While not as common as they were in the 90s and early 2000s, altercations over territory amongst street vendors, taco stands, food trucks, and brick-and-mortar taquerías still occur. Sometimes they make the news, like in January when the owner of a taco truck allegedly used a fire extinguisher to vandalize the mesquite grill of a taco stand in Whittier. But most of the time, they do not make headlines and stay unspoken among the taqueros and neighborhood. Over the last two years, many taqueros have come forth to L.A. TACO to share their own experiences about dealing with taco turf conflicts.
Earlier this year, Tacos Don Cuco informed us of an incident allegedly involving La Güera’s taco empire popping up on the same block and attempting to undercut them by selling cheaper tacos. In 2020, L.A. TACO was made aware of La Güera also allegedly sending local gangbangers to intimidate another popular taco trailer that would prefer to stay anonymous out of safety concerns. The anonymous trailer was set up more than a mile away from La Güera’s stand in City Terrace.
In 2021, L.A. TACO verified through screenshots of text messages exchanged that a well-known mariscos truck in Highland Park threatened El Ruso to not set up shop in the neighborhood when he was attempting to open a second trailer about four blocks away. El Ruso, who is a father and feared for his safety, took his business to Silver Lake instead.
Erin Glenn, the former chief executive officer of the Asociación de Loncheras, tells L.A. TACO that parking directly in front of a brick-and-mortar business goes against the best business practices that she and her former association of food trucks established. “It comes down to respect for both businesses. At the end of the day, a food truck is also a legitimate business and it is important for all food businesses to respect each other.”
“It comes down to respect for both businesses. At the end of the day, a food truck is also a legitimate business and it is important for all food businesses to respect each other.”
A dozen years ago, food trucks stood where street vendors currently find themselves: living and working in a gray area that wasn’t exactly “legal.” This was a time when people wore “Carne Asada is Not A Crime” t-shirts to spread awareness about the campaign to completely legalize selling out of a food truck.
Glenn’s years of bilingual organizing and advocating for unity among taco trucks was crucial to Los Angeles legalizing taco trucks a decade ago. “Just like how a lonchera doesn’t want another truck taking their spot. It is part of the unspoken mutual respect that all taqueros in L.A. abide by.”
Glenn does emphasize that this incident is an isolated event since the beef in L.A.’s Taco Life has a way of sorting these territorial conflicts out among themselves. At the time, Glenn went as far as publishing pamphlets sharing this street-level ethical standard of respecting taco space.
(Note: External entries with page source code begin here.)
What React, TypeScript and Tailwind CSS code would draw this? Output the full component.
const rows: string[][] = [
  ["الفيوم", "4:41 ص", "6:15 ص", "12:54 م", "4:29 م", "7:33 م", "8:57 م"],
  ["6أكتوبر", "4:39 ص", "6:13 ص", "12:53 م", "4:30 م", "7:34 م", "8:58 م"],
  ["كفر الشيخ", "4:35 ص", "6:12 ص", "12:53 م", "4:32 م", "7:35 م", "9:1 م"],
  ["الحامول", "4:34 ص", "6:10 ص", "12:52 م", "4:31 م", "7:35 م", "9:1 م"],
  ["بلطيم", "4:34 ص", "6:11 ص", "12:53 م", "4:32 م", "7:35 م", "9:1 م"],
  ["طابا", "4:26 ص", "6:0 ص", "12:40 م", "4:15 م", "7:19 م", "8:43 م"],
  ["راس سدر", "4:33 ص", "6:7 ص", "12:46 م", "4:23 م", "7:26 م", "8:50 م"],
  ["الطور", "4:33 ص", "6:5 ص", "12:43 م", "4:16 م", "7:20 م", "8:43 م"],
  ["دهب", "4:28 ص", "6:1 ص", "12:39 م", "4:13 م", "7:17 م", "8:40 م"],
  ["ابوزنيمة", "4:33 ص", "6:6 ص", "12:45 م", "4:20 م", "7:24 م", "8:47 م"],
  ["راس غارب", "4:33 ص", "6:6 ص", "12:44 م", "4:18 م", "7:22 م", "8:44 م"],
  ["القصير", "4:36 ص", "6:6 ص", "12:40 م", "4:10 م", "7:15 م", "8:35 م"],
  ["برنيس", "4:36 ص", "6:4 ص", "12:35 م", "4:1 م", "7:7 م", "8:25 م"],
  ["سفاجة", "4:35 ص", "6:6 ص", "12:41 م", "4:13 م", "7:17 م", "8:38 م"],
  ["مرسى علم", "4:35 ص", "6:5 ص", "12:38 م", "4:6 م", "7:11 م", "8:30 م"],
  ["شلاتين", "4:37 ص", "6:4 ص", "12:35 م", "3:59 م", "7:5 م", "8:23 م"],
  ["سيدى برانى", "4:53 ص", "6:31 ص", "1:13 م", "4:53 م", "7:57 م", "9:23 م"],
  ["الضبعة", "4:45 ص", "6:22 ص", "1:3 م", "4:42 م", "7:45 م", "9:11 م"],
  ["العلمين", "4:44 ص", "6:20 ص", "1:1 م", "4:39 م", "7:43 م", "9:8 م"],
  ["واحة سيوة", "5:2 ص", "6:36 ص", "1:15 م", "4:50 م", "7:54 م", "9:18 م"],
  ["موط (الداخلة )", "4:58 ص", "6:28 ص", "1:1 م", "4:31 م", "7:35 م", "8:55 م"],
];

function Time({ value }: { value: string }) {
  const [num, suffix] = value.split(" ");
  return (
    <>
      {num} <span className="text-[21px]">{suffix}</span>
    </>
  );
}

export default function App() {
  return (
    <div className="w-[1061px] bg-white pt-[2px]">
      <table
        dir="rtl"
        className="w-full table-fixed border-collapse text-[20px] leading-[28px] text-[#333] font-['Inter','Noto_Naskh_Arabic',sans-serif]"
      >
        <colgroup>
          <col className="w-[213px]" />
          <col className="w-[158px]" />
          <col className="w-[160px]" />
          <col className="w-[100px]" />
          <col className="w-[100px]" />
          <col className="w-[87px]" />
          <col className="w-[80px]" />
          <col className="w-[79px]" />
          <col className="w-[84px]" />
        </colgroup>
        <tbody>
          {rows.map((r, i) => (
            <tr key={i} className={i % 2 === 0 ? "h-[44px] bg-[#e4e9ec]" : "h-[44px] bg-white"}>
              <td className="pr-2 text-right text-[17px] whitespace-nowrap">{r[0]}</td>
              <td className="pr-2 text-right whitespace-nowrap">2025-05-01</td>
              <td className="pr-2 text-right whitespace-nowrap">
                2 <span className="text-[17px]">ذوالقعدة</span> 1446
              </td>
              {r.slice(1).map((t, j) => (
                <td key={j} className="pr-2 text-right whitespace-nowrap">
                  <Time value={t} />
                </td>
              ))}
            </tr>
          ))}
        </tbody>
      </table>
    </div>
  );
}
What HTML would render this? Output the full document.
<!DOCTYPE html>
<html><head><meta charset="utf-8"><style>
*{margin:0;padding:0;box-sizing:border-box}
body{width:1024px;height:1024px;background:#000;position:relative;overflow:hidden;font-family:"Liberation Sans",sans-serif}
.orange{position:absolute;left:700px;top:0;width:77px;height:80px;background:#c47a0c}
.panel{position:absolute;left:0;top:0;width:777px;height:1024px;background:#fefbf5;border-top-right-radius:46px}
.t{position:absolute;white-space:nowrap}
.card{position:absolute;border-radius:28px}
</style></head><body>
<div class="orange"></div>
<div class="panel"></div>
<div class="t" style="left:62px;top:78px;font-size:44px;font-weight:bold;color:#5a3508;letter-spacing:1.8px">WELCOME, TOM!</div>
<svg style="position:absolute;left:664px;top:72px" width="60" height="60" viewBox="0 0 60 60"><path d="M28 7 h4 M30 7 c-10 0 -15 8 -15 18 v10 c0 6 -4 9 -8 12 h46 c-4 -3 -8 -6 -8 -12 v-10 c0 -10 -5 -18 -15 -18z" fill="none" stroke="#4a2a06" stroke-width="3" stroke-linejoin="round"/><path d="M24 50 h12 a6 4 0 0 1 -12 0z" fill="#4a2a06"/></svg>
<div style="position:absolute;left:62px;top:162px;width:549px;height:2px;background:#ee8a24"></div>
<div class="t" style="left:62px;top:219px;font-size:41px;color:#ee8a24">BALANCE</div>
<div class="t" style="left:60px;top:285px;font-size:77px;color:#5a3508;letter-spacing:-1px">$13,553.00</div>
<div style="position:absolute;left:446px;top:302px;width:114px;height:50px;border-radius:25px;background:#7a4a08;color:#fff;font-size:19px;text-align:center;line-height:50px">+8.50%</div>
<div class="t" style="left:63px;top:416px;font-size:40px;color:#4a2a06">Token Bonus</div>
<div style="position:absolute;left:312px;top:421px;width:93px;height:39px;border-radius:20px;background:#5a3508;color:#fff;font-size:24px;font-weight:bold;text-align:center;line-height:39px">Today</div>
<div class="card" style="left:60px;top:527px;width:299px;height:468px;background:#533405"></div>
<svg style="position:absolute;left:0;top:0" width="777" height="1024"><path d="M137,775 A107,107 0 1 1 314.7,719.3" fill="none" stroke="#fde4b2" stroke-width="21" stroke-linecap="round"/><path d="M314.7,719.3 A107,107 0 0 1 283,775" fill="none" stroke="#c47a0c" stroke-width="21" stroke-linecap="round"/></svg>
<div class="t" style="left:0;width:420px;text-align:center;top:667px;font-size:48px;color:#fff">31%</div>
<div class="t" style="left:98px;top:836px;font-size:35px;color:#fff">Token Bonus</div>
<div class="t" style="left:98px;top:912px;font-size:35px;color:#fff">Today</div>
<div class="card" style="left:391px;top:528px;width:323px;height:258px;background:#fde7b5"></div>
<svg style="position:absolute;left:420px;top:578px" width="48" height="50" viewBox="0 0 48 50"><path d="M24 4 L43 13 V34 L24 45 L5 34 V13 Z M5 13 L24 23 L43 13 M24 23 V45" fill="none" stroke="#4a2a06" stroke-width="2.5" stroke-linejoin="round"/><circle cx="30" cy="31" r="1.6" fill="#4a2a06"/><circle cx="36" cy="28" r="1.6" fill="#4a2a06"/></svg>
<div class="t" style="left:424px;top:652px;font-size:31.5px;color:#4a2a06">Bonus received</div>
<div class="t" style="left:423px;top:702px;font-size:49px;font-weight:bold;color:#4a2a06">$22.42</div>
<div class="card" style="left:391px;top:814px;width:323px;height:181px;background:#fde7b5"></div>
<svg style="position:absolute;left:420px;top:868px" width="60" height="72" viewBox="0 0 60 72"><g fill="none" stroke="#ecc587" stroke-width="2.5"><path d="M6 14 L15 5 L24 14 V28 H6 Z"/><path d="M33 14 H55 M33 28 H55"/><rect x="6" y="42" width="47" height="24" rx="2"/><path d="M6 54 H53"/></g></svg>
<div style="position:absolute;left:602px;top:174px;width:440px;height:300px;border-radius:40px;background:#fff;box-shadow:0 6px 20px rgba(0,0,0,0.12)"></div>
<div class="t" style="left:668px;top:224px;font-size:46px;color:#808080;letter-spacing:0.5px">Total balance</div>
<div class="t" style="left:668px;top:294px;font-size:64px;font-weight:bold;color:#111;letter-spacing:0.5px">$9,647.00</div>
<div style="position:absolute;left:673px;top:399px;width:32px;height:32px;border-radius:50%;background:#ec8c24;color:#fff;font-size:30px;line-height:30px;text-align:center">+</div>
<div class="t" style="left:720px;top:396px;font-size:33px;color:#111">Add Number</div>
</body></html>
“This is an unfortunate event because it goes against what the Asociacíon de Loncheras worked hard for many years to prove: That taco trucks can live harmoniously with brick and mortars. It’s not a good look.”
When asked about whether police intervention is necessary to find a resolution, Glenn, like many other street vending advocates, agrees that it should remain unwritten and informally resolved.
“Police regulation of such matters would be a step back and be too much government oversight,” she says. “It would take us back to a time when laws were outright discriminatory against working immigrants.”